- _Data extract_
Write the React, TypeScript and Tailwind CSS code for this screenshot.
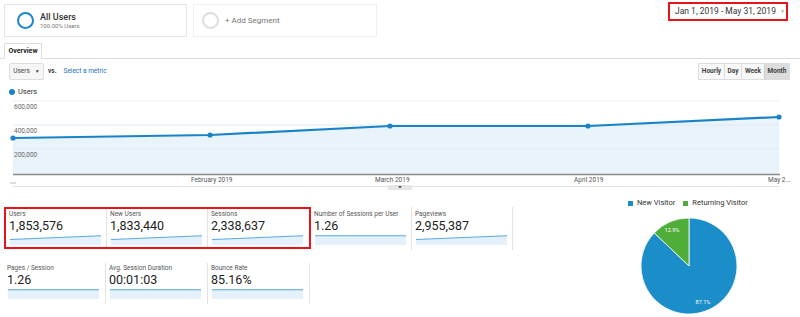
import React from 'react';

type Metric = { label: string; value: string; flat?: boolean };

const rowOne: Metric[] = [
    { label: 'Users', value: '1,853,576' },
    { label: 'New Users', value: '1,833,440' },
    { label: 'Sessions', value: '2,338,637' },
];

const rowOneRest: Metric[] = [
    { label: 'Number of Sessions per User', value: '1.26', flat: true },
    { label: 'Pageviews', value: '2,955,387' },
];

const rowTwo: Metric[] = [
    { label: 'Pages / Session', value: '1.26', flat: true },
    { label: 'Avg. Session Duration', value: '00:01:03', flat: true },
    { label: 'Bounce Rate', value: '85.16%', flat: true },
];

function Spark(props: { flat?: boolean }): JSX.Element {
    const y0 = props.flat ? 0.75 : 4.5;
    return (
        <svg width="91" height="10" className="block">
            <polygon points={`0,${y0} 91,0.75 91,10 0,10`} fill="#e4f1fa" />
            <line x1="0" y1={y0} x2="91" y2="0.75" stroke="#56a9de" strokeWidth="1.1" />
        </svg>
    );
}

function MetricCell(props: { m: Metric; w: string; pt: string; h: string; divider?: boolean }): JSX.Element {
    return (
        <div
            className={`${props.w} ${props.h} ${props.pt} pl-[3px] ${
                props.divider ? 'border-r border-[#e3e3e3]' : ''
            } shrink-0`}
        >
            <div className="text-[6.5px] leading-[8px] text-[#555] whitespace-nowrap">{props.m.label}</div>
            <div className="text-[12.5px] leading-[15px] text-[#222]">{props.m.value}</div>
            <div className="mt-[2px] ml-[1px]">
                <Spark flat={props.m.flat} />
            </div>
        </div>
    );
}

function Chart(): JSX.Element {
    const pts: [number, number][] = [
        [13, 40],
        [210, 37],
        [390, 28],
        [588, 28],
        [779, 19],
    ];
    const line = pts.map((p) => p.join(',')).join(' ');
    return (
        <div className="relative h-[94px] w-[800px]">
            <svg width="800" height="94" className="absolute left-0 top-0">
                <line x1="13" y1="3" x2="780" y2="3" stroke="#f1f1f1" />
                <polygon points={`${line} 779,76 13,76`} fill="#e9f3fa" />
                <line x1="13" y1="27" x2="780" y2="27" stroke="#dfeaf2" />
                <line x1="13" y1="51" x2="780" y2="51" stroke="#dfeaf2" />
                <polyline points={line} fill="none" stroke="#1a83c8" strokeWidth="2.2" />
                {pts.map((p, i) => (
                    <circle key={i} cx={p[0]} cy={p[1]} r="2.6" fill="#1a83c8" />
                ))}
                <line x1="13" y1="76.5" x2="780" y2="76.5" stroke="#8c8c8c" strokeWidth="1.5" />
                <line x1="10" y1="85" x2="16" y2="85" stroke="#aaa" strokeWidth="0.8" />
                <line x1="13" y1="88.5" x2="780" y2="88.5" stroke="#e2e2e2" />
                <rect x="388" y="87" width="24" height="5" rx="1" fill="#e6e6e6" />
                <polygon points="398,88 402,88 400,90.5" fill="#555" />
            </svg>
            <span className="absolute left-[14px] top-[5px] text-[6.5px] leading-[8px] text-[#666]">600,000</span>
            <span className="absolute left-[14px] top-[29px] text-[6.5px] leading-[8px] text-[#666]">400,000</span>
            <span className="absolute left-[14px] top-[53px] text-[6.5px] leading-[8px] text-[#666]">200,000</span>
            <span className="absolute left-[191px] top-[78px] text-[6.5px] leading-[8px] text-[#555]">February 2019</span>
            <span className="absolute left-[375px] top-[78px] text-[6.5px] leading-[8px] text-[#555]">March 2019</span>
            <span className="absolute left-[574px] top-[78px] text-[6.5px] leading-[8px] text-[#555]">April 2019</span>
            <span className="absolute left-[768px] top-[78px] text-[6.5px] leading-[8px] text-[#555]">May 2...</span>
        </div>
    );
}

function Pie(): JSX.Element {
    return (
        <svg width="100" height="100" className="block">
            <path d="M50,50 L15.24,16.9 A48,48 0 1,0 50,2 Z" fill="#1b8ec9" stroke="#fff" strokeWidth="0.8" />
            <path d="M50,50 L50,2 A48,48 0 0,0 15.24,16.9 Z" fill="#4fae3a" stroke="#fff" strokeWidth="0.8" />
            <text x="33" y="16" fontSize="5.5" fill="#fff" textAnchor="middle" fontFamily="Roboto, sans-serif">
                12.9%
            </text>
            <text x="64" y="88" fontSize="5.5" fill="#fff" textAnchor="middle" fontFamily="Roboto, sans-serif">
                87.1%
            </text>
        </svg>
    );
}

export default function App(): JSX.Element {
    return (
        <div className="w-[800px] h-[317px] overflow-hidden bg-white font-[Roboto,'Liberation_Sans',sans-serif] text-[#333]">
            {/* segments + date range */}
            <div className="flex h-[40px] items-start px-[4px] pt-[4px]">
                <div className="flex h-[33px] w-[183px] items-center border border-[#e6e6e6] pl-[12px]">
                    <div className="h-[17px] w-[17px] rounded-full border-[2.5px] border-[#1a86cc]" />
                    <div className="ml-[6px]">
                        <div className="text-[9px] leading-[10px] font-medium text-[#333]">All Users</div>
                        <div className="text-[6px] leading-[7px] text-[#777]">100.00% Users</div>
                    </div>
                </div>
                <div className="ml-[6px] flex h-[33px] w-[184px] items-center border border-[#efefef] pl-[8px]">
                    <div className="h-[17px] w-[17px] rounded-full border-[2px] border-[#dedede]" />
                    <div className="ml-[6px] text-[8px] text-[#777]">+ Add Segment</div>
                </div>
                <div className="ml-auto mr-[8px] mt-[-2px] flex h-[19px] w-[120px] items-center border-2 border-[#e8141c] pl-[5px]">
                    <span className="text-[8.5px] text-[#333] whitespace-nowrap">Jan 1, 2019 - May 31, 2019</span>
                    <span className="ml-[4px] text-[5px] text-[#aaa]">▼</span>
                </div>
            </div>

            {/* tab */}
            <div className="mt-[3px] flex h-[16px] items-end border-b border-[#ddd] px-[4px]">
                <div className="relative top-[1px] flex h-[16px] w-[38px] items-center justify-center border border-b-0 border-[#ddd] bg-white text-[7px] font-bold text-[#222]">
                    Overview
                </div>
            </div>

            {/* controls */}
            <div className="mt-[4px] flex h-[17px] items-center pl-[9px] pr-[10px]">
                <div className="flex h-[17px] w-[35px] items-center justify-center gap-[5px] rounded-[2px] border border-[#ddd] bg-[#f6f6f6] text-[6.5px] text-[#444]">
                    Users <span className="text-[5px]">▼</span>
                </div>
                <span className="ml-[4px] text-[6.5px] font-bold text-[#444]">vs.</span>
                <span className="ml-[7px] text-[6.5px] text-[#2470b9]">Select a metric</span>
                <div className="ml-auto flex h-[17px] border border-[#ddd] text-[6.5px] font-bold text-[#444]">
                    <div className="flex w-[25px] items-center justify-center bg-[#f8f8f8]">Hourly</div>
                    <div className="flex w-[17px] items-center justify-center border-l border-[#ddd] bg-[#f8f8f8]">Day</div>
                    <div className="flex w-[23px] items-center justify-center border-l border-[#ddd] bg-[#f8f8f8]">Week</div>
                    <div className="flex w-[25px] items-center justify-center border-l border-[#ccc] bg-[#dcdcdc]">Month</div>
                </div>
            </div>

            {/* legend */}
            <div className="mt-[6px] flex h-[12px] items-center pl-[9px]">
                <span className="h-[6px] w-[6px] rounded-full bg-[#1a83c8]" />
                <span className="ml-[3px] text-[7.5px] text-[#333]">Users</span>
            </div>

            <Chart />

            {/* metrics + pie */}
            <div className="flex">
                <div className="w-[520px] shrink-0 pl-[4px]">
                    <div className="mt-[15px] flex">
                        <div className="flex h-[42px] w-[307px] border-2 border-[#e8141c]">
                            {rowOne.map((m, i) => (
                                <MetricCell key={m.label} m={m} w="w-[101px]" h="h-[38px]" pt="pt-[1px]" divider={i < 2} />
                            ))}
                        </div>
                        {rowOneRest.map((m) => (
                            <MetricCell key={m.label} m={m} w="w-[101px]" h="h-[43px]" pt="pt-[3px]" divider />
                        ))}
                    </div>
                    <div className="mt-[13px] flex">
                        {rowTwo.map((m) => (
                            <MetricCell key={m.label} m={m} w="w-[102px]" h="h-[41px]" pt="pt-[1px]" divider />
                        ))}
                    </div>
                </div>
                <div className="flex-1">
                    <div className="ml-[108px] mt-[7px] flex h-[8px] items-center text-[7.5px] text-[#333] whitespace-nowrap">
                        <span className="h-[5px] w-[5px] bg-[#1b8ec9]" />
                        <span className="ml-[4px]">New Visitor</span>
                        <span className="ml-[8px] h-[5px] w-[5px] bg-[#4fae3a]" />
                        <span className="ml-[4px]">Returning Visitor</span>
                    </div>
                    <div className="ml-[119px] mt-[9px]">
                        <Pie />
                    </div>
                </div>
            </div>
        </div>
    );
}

- _Aim_
Look through the material above and pick out each line holding the word "React".

- _The answer_
Write the React, TypeScript and Tailwind CSS code for this screenshot.
import React from 'react';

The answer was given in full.